The winds can knock down trees and even do some damage to people’s houses or buildings – windows may be broken and trees may fall on houses. The floods also cause people serious problems. People may be walking down the street, wading through waist-deep water. The floods from the extreme rain can spread bacteria as well. The dirty water that hundreds of other people have been wading through can be a good breeding ground for harmful bacteria and it helps spread deadly diseases. Mosquitoes breed in water, so there might be an over-population of mosquitoes that can carry diseases, as well.
Despite the dangers that monsoons bring, they can still provide clean drinking water. With all of the benefits that they bring to India, they still have disadvantages – but the monsoon is actually looked forward to in Indian communities. All the good that the monsoons do for them has caused the people of India to create holidays, festivals and other celebrations to welcome the monsoon season. Some of the celebrations that the people of India have are called Teej and Adiperukku.
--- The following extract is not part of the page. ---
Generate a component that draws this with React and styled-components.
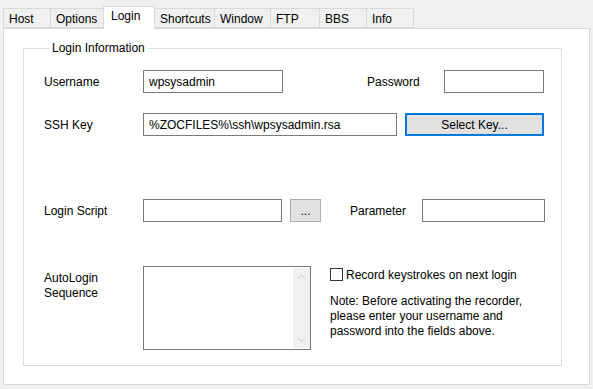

Teej celebrates the onset of the monsoon season, and all of the good that it brings to the people of India.
Adiperukku, which is a different type of celebration, is meant to celebrate the life-giving water that the monsoon season brings. Those are just two of the many festivals that the people of India celebrate to welcome in the sacred monsoon season. The seasonal changes in weather are so important to the people of India, the agriculture and the animals, that their lives depend on monsoons. Although monsoons are generally the most severe in India, there are still many other places in the world that experience the pouring rain and the damaging winds of monsoons – mostly countries in southern Asia, like India.